After I gave birth, the nurses handed my husband and me the baby until our room was ready. We were both so exhausted and my body was so weak, I could barely hold the baby. We were up all night. In the morning, the family started visiting so I could not sleep. It was extreme happiness combined with extreme fatigue as well that was making me overtired to sleep. My husband had a bad migraine. My mom stayed with me in the hospital, but I still couldn't sleep because my body was too alert to feed Zee. When I came home, I didn't even shower for two or three days because I couldn't remember. I barely washed my face in the morning. Due to nursing, my days and nights were mixed up. This over alertness and tiredness did not let me sleep for about 5 days. Finally, I had a panic attack on like the 5th day. I was hyperventilating, so I called my mom over. She showered me, gave me a full body massage, and helped me deep breathe so I could relax a little. My husband was also overwhelmed seeing me struggle and not being able to help. I could finally open my eyes a little and pay attention. It took a good month a half to adjust especially learning to nurse the baby and dealing with the milk overflow. We were able to take the baby to the mall and go for walks to get fresh air which helped to calm our nerves. Even though we had family support for the baby, we were not prepared on how to look after ourselves and emotions.
We did not know the emotions would be so high and strong. For mothers, giving birth, the body going back to its normal state and producing milk for the baby brings about a lot of hormonal changes. So the first month is spent in confusion and blurriness. I had an overall good pregnancy and was able to take time off a month prior to giving birth. I didn't really think much about post-partum depression or anxiety. I knew some women do go through it but I was not sure about what leads to it. My understanding was the lack of family support and help could overwhelm a person and cause distress.
Moving on, my life pretty much became all about Zee after his birth. Taking care of his needs was my priority. All-day, I pretty much just thought about looking after him. So, I wasn't really being mindful of my own needs. I don't even remember having any self-care activities because I was nursing my son and just getting the hang of it took a few months. Then, he started eating solids as well as nursing so that added to my responsibilities. I have help at home, but I wanted to do most of his tasks by myself. In the beginning, the first week or two my husband would come along for appointments. When he returned to work I would drive my son to our appointments. My in-laws would do the groceries and other outdoor tasks.
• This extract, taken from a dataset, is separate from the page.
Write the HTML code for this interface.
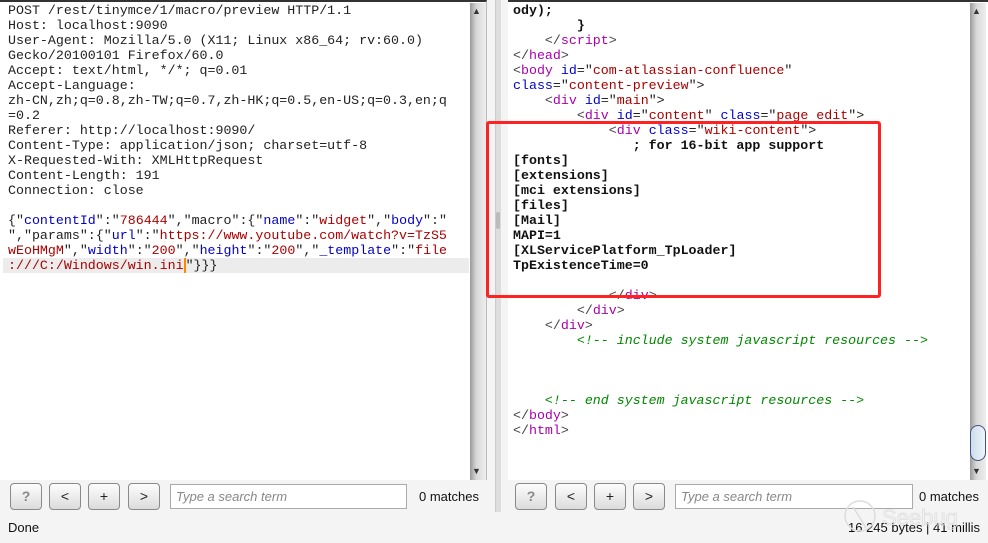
<!DOCTYPE html>
<html><head><meta charset="utf-8"><style>
*{margin:0;padding:0;box-sizing:border-box}
body{width:988px;height:543px;background:#f4f4f4;position:relative;overflow:hidden;font-family:"Liberation Sans",sans-serif}
.pane{position:absolute;top:0;background:#fff;border-top:2px solid #333;}
.code{position:absolute;font-family:"Liberation Mono",monospace;font-size:13.3px;line-height:15px;white-space:pre;color:#222}
.l{height:15px}
.t{color:#a0a}.a{color:#00c}.v{color:#a00}.p{color:#444}.c{color:#080;font-style:italic}
b{font-weight:bold;color:#111}
.sb{position:absolute;background:linear-gradient(90deg,#999,#d8d8d8 40%,#eee);}
.btn{position:absolute;top:483px;width:32px;height:27px;border:1px solid #8a8a8a;border-radius:4px;background:linear-gradient(#fdfdfd,#dcdcdc);font-size:14px;text-align:center;line-height:25px;color:#222}
.srch{position:absolute;top:484px;height:25px;border:1px solid #aaa;background:#fff;font-size:13px;font-style:italic;color:#888;padding:4px 5px}
.m{position:absolute;top:489px;font-size:13px;color:#111}
</style></head><body>
<div class="pane" style="left:0;width:487px;height:480px;border-right:1px solid #bbb"></div>
<div style="position:absolute;left:3px;top:258px;width:466px;height:15px;background:#ececec"></div>
<div class="code" style="left:8px;top:3px"><div class="l">POST /rest/tinymce/1/macro/preview HTTP/1.1</div><div class="l">Host: localhost:9090</div><div class="l">User-Agent: Mozilla/5.0 (X11; Linux x86_64; rv:60.0)</div><div class="l">Gecko/20100101 Firefox/60.0</div><div class="l">Accept: text/html, */*; q=0.01</div><div class="l">Accept-Language:</div><div class="l">zh-CN,zh;q=0.8,zh-TW;q=0.7,zh-HK;q=0.5,en-US;q=0.3,en;q</div><div class="l">=0.2</div><div class="l">Referer: http://localhost:9090/</div><div class="l">Content-Type: application/json; charset=utf-8</div><div class="l">X-Requested-With: XMLHttpRequest</div><div class="l">Content-Length: 191</div><div class="l">Connection: close</div><div class="l"> </div><div class="l">{"<span class="a">contentId</span>":"<span class="v">786444</span>","macro":{"<span class="a">name</span>":"<span class="v">widget</span>","<span class="a">body</span>":"</div><div class="l">","params":{"<span class="a">url</span>":"<span class="v">https://www.youtube.com/watch?v=TzS5</span></div><div class="l"><span class="v">wEoHMgM</span>","<span class="a">width</span>":"<span class="v">200</span>","<span class="a">height</span>":"<span class="v">200</span>","<span class="a">_template</span>":"<span class="v">file</span></div><div class="l"><span class="v">:///C:/Windows/win.ini</span><span style="border-left:2px solid #f80"></span>"}}}</div></div>
<div class="sb" style="left:470px;top:3px;width:16px;height:477px"></div>
<div style="position:absolute;left:472px;top:6px;font-size:9px;color:#333">▲</div>
<div style="position:absolute;left:472px;top:466px;font-size:9px;color:#333">▼</div>
<div style="position:absolute;left:495px;top:0;width:6px;height:512px;background:#ddd;border-left:1px solid #ccc"></div>
<div style="position:absolute;left:496px;top:212px;width:4px;height:17px;background:#bbb;border-radius:2px"></div>
<div class="pane" style="left:508px;width:480px;height:480px"></div>
<div class="code" style="left:513px;top:3px"><div class="l"><b>ody);</b></div><div class="l"><b>        }</b></div><div class="l">    <span class="p">&lt;/</span><span class="t">script</span><span class="p">&gt;</span></div><div class="l"><span class="p">&lt;/</span><span class="t">head</span><span class="p">&gt;</span></div><div class="l"><span class="p">&lt;</span><span class="t">body</span> <span class="a">id</span>="<span class="v">com-atlassian-confluence</span>"</div><div class="l"><span class="a">class</span>="<span class="v">content-preview</span>"&gt;</div><div class="l">    <span class="p">&lt;</span><span class="t">div</span> <span class="a">id</span>="<span class="v">main</span>"&gt;</div><div class="l">        <span class="p">&lt;</span><span class="t">div</span> <span class="a">id</span>="<span class="v">content</span>" <span class="a">class</span>="<span class="v">page edit</span>"&gt;</div><div class="l">            <span class="p">&lt;</span><span class="t">div</span> <span class="a">class</span>="<span class="v">wiki-content</span>"&gt;</div><div class="l"><b>               ; for 16-bit app support</b></div><div class="l"><b>[fonts]</b></div><div class="l"><b>[extensions]</b></div><div class="l"><b>[mci extensions]</b></div><div class="l"><b>[files]</b></div><div class="l"><b>[Mail]</b></div><div class="l"><b>MAPI=1</b></div><div class="l"><b>[XLServicePlatform_TpLoader]</b></div><div class="l"><b>TpExistenceTime=0</b></div><div class="l"> </div><div class="l">            <span class="p">&lt;/</span><span class="t">div</span><span class="p">&gt;</span></div><div class="l">        <span class="p">&lt;/</span><span class="t">div</span><span class="p">&gt;</span></div><div class="l">    <span class="p">&lt;/</span><span class="t">div</span><span class="p">&gt;</span></div><div class="l">        <span class="c">&lt;!-- include system javascript resources --&gt;</span></div><div class="l"> </div><div class="l"> </div><div class="l"> </div><div class="l">    <span class="c">&lt;!-- end system javascript resources --&gt;</span></div><div class="l"><span class="p">&lt;/</span><span class="t">body</span><span class="p">&gt;</span></div><div class="l"><span class="p">&lt;/</span><span class="t">html</span><span class="p">&gt;</span></div></div>
<div class="sb" style="left:970px;top:3px;width:16px;height:477px"></div>
<div style="position:absolute;left:970px;top:425px;width:16px;height:36px;border:1px solid #457;border-radius:8px;background:linear-gradient(90deg,#cde,#eef4fa)"></div>
<div style="position:absolute;left:972px;top:6px;font-size:9px;color:#333">▲</div>
<div style="position:absolute;left:972px;top:466px;font-size:9px;color:#333">▼</div>
<div style="position:absolute;left:486px;top:121px;width:395px;height:177px;border:3px solid #f22;border-radius:3px"></div>
<div class="btn" style="left:10px;color:#888;font-weight:bold">?</div>
<div class="btn" style="left:49px">&lt;</div>
<div class="btn" style="left:88px">+</div>
<div class="btn" style="left:128px">&gt;</div>
<div class="srch" style="left:170px;width:237px">Type a search term</div>
<div class="m" style="left:419px">0 matches</div>
<div class="btn" style="left:515px;color:#888;font-weight:bold">?</div>
<div class="btn" style="left:555px">&lt;</div>
<div class="btn" style="left:594px">+</div>
<div class="btn" style="left:633px">&gt;</div>
<div class="srch" style="left:675px;width:238px">Type a search term</div>
<div class="m" style="left:919px">0 matches</div>
<div style="position:absolute;left:8px;top:520px;font-size:13px;color:#111">Done</div>
<div style="position:absolute;right:8px;top:520px;font-size:13px;color:#111">16 245 bytes | 41 millis</div>
<svg style="position:absolute;left:842px;top:498px" width="140" height="45"><circle cx="18" cy="18" r="15" fill="none" stroke="#ddd" stroke-width="1.5"/><path d="M18 20 L11 9 M18 20 L24 30" stroke="#ddd" stroke-width="1.5"/><text x="40" y="27" font-family="Liberation Sans" font-size="22" fill="none" stroke="#ddd" stroke-width="0.8">Seebug</text></svg>
</body></html>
So, I was spending most days at home and not going out much other than taking the baby for his walks. I was used to going outside and spending time with other adults the majority of my day at work. So, it was a huge change for my kind and body to experience being at home all day with not much adult conversations (or being creative). I wanted to go to the gym but because I was feeding, I didn't want my supply to be affected and I didn't really look into any other suitable activity at the time.
My son is now 2 years old. Around the time he was 1 and a half, my friends and I decided to put more effort into trying to see each other as they have kids too and live a bit far. I stay over at my mom's house from time to time. Around 7 months, my husband and I started watching our shows together again and more regularly spending more quality time with each other. Zee had to start his routine of sleeping around 8 pm that gave us a few hours. Also, my in-laws look after him at home so we can get a break here and there during the day. However, all this time meeting his needs was still my focus. I wasn't reading any leisure books, listening to music, caring for my skin or praying with focus, etc. Even my meal times were rushed. I wasn't eating mindfully.
When it comes to resources on how to care for the baby, there were plenty. For example, through my doctor, reading online, free books that my husband received through his work, and family and friends who have children give you a lot of information. I signed up for community classes but wasn't able to make it due to the weather. I read on breastfeeding (latching, quantity, etc). Also, the hospital offered a nursing session that I attended. (I find men, however, are not that interested in learning esp if there is family to help and feel like they are prepared until the baby arrives). It's a heavily emotional experience for them as well and they also tend to feel overwhelmed within the first month. May Allah SWT guide us all to reclaim our lost connections with each other.